Compilation album by Bob Marley & The Wailers
- Released: 1986
- Genre: Roots reggae
- Length: 50:24
- Label: Tuff Gong, Island
- Producer: Chris Blackwell (executive) The Wailers Alex Sadkin Chris Blackwell Jack Nubar Bob Marley & The Wailers Bob Marley Steve Smith

Bob Marley & The Wailers chronology
| Bob, Peter, Bunny & Rita (1985) | Rebel Music (1986) | Talkin' Blues (1991) |

= Rebel Music (Bob Marley and the Wailers album) =

Rebel Music is a compilation album by Bob Marley & The Wailers released by Island Records in 1986. It consists of tracks drawn from such albums as Catch A Fire, Natty Dread, Live!, Rastaman Vibration, Babylon By Bus, and Survival, as well as an exclusive remix of "Rebel Music (3 O'Clock Roadblock)" and the first album appearance of 1977 B Side "Roots". The album includes the hit singles "So Much Trouble in the World", "War / No More Trouble", and "Get Up, Stand Up". Some of the vinyl pressings include a looping sound at the end groove of side A, apparently the noise at the ending of Bob Marley & The Wailers's "Satisfy My Soul", released 1978 on the album Kaya by Tuff Gong/Island.
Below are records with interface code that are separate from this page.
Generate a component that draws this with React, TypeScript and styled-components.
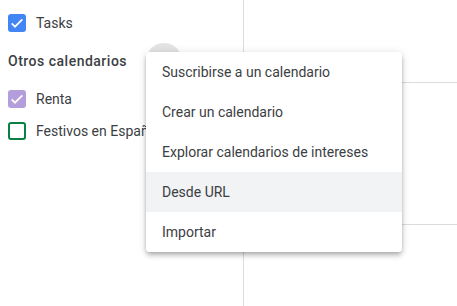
import React from 'react';
import styled, {createGlobalStyle} from 'styled-components';

const GlobalStyle = createGlobalStyle`
  html, body {
    margin: 0;
    padding: 0;
    background: #fff;
  }
  body {
    font-family: Roboto, "Noto Sans", Arial, sans-serif;
    color: #3c4043;
  }
`;

interface CalendarItem {
  label: string;
  color: string;
  checked: boolean;
}

const otherCalendars: CalendarItem[] = [
  {label: 'Renta', color: '#b39ddb', checked: true},
  {label: 'Festivos en España', color: '#0b8043', checked: false},
];

const menuItems = [
  'Suscribirse a un calendario',
  'Crear un calendario',
  'Explorar calendarios de intereses',
  'Desde URL',
  'Importar',
];

const CheckMark = () => (
  <svg width="16" height="16" viewBox="0 0 24 24">
    <path d="M4 12.5l5 5L20 6.5" fill="none" stroke="#fff" strokeWidth="2.6" />
  </svg>
);

const Calendar = ({label, color, checked}: CalendarItem) => (
  <CalendarRow>
    <Box color={color} checked={checked}>
      {checked && <CheckMark />}
    </Box>
    <Label>{label}</Label>
  </CalendarRow>
);

const App = () => {
  return (
    <Page>
      <GlobalStyle />
      <Sidebar>
        <Calendar label="Tasks" color="#4285f4" checked={true} />
        <SectionHeader>
          <SectionTitle>Otros calendarios</SectionTitle>
          <AddButton />
        </SectionHeader>
        {otherCalendars.map((item) => (
          <Calendar key={item.label} {...item} />
        ))}
      </Sidebar>
      <Grid>
        <GridRow height={83} />
        <GridRow height={142} />
        <GridRow height={81} last />
      </Grid>
      <Menu>
        {menuItems.map((item) => (
          <MenuItem key={item} active={item === 'Desde URL'}>
            {item}
          </MenuItem>
        ))}
      </Menu>
    </Page>
  );
};

const Page = styled.div`
  position: relative;
  display: flex;
  width: 457px;
  height: 306px;
  overflow: hidden;
  background: #fff;
`;

const Sidebar = styled.div`
  width: 244px;
  flex: none;
  padding: 7px 0 0 8px;
  box-sizing: border-box;
  border-right: 1px solid #dadce0;
  overflow: hidden;
`;

const CalendarRow = styled.div`
  display: flex;
  align-items: center;
  height: 32px;
  gap: 10px;
  white-space: nowrap;
`;

const Box = styled.div<{color: string; checked: boolean}>`
  width: 18px;
  height: 18px;
  flex: none;
  box-sizing: border-box;
  border-radius: 3px;
  display: flex;
  align-items: center;
  justify-content: center;
  background: ${({checked, color}) => (checked ? color : 'transparent')};
  border: ${({checked, color}) => (checked ? 'none' : `2px solid ${color}`)};
`;

const Label = styled.span`
  font-size: 14px;
  color: #3c4043;
  line-height: 20px;
`;

const SectionHeader = styled.div`
  display: flex;
  align-items: center;
  gap: 18px;
  height: 44px;
`;

const SectionTitle = styled.span`
  width: 120px;
  font-size: 14px;
  font-weight: 500;
  color: #3c4043;
  letter-spacing: 0.5px;
  white-space: nowrap;
`;

const AddButton = styled.div`
  width: 36px;
  height: 36px;
  border-radius: 50%;
  background: #e3e3e3;
  flex: none;
`;

const Grid = styled.div`
  flex: 1;
  display: flex;
  flex-direction: column;
`;

const GridRow = styled.div<{height: number; last?: boolean}>`
  height: ${({height}) => height}px;
  flex: none;
  border-bottom: ${({last}) => (last ? 'none' : '1px solid #dadce0')};
  box-sizing: border-box;
`;

const Menu = styled.div`
  position: absolute;
  left: 146px;
  top: 52px;
  width: 256px;
  background: #fff;
  border-radius: 4px;
  box-shadow: 0 4px 5px 0 rgba(0, 0, 0, 0.14), 0 1px 10px 0 rgba(0, 0, 0, 0.12),
    0 2px 4px -1px rgba(0, 0, 0, 0.2);
  overflow: hidden;
`;

const MenuItem = styled.div<{active?: boolean}>`
  height: 40px;
  display: flex;
  align-items: center;
  padding-left: 16px;
  font-size: 14px;
  color: #3c4043;
  background: ${({active}) => (active ? '#f1f3f4' : '#fff')};
  white-space: nowrap;
`;

export default App;
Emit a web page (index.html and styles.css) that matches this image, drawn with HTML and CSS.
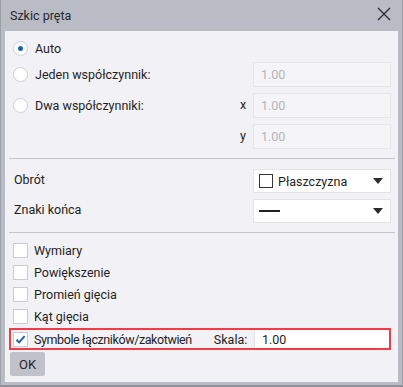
FILE: index.html
```html
<!DOCTYPE html>
<html>
<head>
<meta charset="utf-8">
<link rel="stylesheet" href="styles.css">
</head>
<body>
<div class="window">
  <div class="titlebar">
    <span class="title">Szkic pręta</span>
    <svg class="close" width="14" height="14" viewBox="0 0 14 14"><path d="M1 1L13 13M13 1L1 13" stroke="#2a2a30" stroke-width="1.3" fill="none"/></svg>
  </div>
  <div class="panel">
    <div class="section radios">
      <div class="row r-auto">
        <span class="radio on"></span><span class="label">Auto</span>
      </div>
      <div class="row r-in">
        <span class="radio"></span><span class="label grow">Jeden współczynnik:</span>
        <span class="field disabled">1.00</span>
      </div>
      <div class="row r-in">
        <span class="radio"></span><span class="label grow">Dwa współczynniki:</span>
        <span class="axis">x</span>
        <span class="field disabled">1.00</span>
      </div>
      <div class="row r-in">
        <span class="grow"></span>
        <span class="axis">y</span>
        <span class="field disabled">1.00</span>
      </div>
    </div>
    <div class="sep"></div>
    <div class="section combos">
      <div class="row r-combo">
        <span class="label grow">Obrót</span>
        <div class="combo">
          <span class="sq"></span><span class="combo-text">Płaszczyzna</span>
          <span class="arrow"></span>
        </div>
      </div>
      <div class="row r-combo">
        <span class="label grow">Znaki końca</span>
        <div class="combo">
          <span class="dash"></span><span class="grow"></span>
          <span class="arrow"></span>
        </div>
      </div>
    </div>
    <div class="sep"></div>
    <div class="section checks">
      <div class="row r-check"><span class="check"></span><span class="label">Wymiary</span></div>
      <div class="row r-check"><span class="check"></span><span class="label">Powiększenie</span></div>
      <div class="row r-check"><span class="check"></span><span class="label">Promień gięcia</span></div>
      <div class="row r-check"><span class="check"></span><span class="label">Kąt gięcia</span></div>
      <div class="row r-highlight">
        <span class="check checked"><svg width="13" height="13" viewBox="0 0 13 13"><path d="M2.5 6.8L5.2 9.4L10.6 3.2" stroke="#1d64a8" stroke-width="2" fill="none"/></svg></span>
        <span class="label tight">Symbole łączników/zakotwień</span>
        <span class="skala">Skala:</span>
        <span class="field white">1.00</span>
      </div>
    </div>
    <div class="footer">
      <button class="ok">OK</button>
    </div>
  </div>
</div>
</body>
</html>
```

FILE: styles.css
```css
html, body {
  margin: 0;
  padding: 0;
}
body {
  font-family: Roboto, "Noto Sans", sans-serif;
  font-size: 12.5px;
  color: #1f1f24;
}
.window {
  width: 403px;
  height: 387px;
  box-sizing: border-box;
  background: #b9bcc4;
  border: 1px solid #9c9fa7;
  border-top: none;
  border-bottom: 2px solid #8e9199;
  display: flex;
  flex-direction: column;
}
.titlebar {
  height: 31px;
  display: flex;
  align-items: center;
  padding: 0 11px 0 9px;
  flex: none;
}
.title {
  flex: 1;
  font-size: 12.5px;
  color: #26262c;
  margin-top: -1px;
}
.close {
  margin-top: -4px;
}
.panel {
  margin: 0 4px 0 4px;
  height: 351px;
  background: #f2f1f6;
  display: flex;
  flex-direction: column;
  padding: 0 7px 0 8px;
}
.row {
  display: flex;
  align-items: center;
}
.grow {
  flex: 1;
}
.radios {
  padding-top: 4px;
  display: flex;
  flex-direction: column;
  gap: 6px;
}
.r-auto {
  height: 26px;
  margin-bottom: -5px;
}
.r-in {
  height: 25px;
}
.radio {
  width: 13px;
  height: 13px;
  border-radius: 50%;
  border: 1px solid #cfcfd5;
  background: #fff;
  margin-right: 7px;
  position: relative;
  flex: none;
}
.radio.on::after {
  content: "";
  position: absolute;
  left: 4px;
  top: 4px;
  width: 5px;
  height: 5px;
  border-radius: 50%;
  background: #1666aa;
}
.label {
  white-space: nowrap;
}
.label.tight {
  letter-spacing: -0.4px;
}
.axis {
  width: 13px;
  text-align: left;
  margin-top: -3px;
}
.field {
  width: 138px;
  height: 25px;
  box-sizing: border-box;
  display: flex;
  align-items: center;
  padding-left: 7px;
  flex: none;
}
.field.disabled {
  background: #f5f5f8;
  border: 1px solid #e5e5ea;
  color: #b4b4bc;
}
.sep {
  height: 1px;
  background: #c3c3ca;
  margin: 9px -4px 0 -4px;
}
.combos {
  padding-top: 10px;
  display: flex;
  flex-direction: column;
  gap: 6px;
}
.r-combo {
  height: 24px;
}
.r-combo .label {
  margin-left: 1px;
  margin-top: -3px;
}
.combo {
  width: 138px;
  height: 24px;
  box-sizing: border-box;
  background: #fff;
  border: 1px solid #e2e2e7;
  display: flex;
  align-items: center;
  padding: 0 6px 0 5px;
}
.sq {
  width: 12px;
  height: 12px;
  border: 1.5px solid #333338;
  margin-right: 5px;
  flex: none;
}
.combo-text {
  flex: 1;
}
.arrow {
  width: 0;
  height: 0;
  border-left: 5px solid transparent;
  border-right: 5px solid transparent;
  border-top: 6px solid #2b2b30;
  margin-right: 1px;
}
.dash {
  width: 21px;
  height: 2px;
  background: #2b2020;
}
.checks {
  padding-top: 9px;
  display: flex;
  flex-direction: column;
  gap: 6px;
}
.r-check {
  height: 16px;
}
.check {
  width: 13px;
  height: 13px;
  border: 1px solid #cbcbd1;
  background: #fff;
  margin-right: 6px;
  display: flex;
  align-items: center;
  justify-content: center;
  flex: none;
}
.r-highlight {
  margin: -2px 0 0 -4px;
  height: 22px;
  box-sizing: border-box;
  border: 2px solid #f03c44;
  padding-left: 2px;
}
.skala {
  margin-left: 22px;
  flex: 1;
}
.field.white {
  background: #fff;
  border-left: 1px solid #e2e2e7;
  height: 18px;
  width: 135px;
}
.footer {
  padding-top: 2px;
}
.ok {
  font-family: inherit;
  font-size: 13px;
  width: 35px;
  height: 24px;
  border: none;
  border-radius: 2px;
  background: #c0c2c9;
  color: #26262c;
  margin-left: -3px;
  padding: 0;
}
```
The remastered edition of the CD features "Wake Up And Live (Parts 1&2)" as a bonus track. Both parts had previously appeared on either side of a rare single in 1979, here they are mixed together to form one track.

Professional ratings
Review scores
| Source | Rating |
| Allmusic | link |
| Select | Star |

==Track listing==

===Original album (1986)===

Side one
| No. | Title | Writer(s) | Original release | Length |
|---|---|---|---|---|
| 1. | "Rebel Music (3 O'Clock Roadblock)" (Remixed by Paul "Groucho" Smykle) | Aston Barrett, Hugh Peart | Natty Dread (1974) | 6:41 |
| 2. | "So Much Trouble in the World" | Bob Marley | Survival (1979) | 4:00 |
| 3. | "Them Belly Full (But We Hungry)" | Leon Coghill, Carlton Barrett | Natty Dread (1974) | 3:11 |
| 4. | "Rat Race" | Marley | Rastaman Vibration (1976) | 2:51 |
| 5. | "War / No More Trouble" (Live) | Allen Cole, C. Barrett, Marley | Babylon by Bus (1978) | 5:43 |

Side two
| No. | Title | Writer(s) | Original release | Length |
|---|---|---|---|---|
| 6. | "Roots" | Marley | "Waiting in Vain" (1977 B-side) | 3:44 |
| 7. | "Slave Driver" | Marley | Catch a Fire (1973) | 2:54 |
| 8. | "Ride Natty Ride" | Marley | Survival (1979) | 3:51 |
| 9. | "Crazy Baldhead" | Rita Marley, Vincent Ford | Rastaman Vibration (1976) | 3:10 |
| 10. | "Get Up, Stand Up" (Live) | Marley, Peter Tosh | Live! (1975) | 6:34 |

===The Definitive Remasters edition (2002)===

Bonus tracks
| No. | Title | Writer(s) | Original release | Length |
|---|---|---|---|---|
| 11. | "Wake Up and Live" (pts.1&2) | Marley, Anthony Davis | 12" mix of track on Survival (1979)^{[citation needed]} | 6:40 |

==Charts==

Chart performance for Rebel Music
| Chart (1984) | Peak position |
|---|---|
| Australian Albums (Kent Music Report) | 78 |

==Certifications==

| Region | Certification | Certified units/sales |
| New Zealand (RMNZ) | Gold | 7,500^{^} |
^{^} Shipments figures based on certification alone.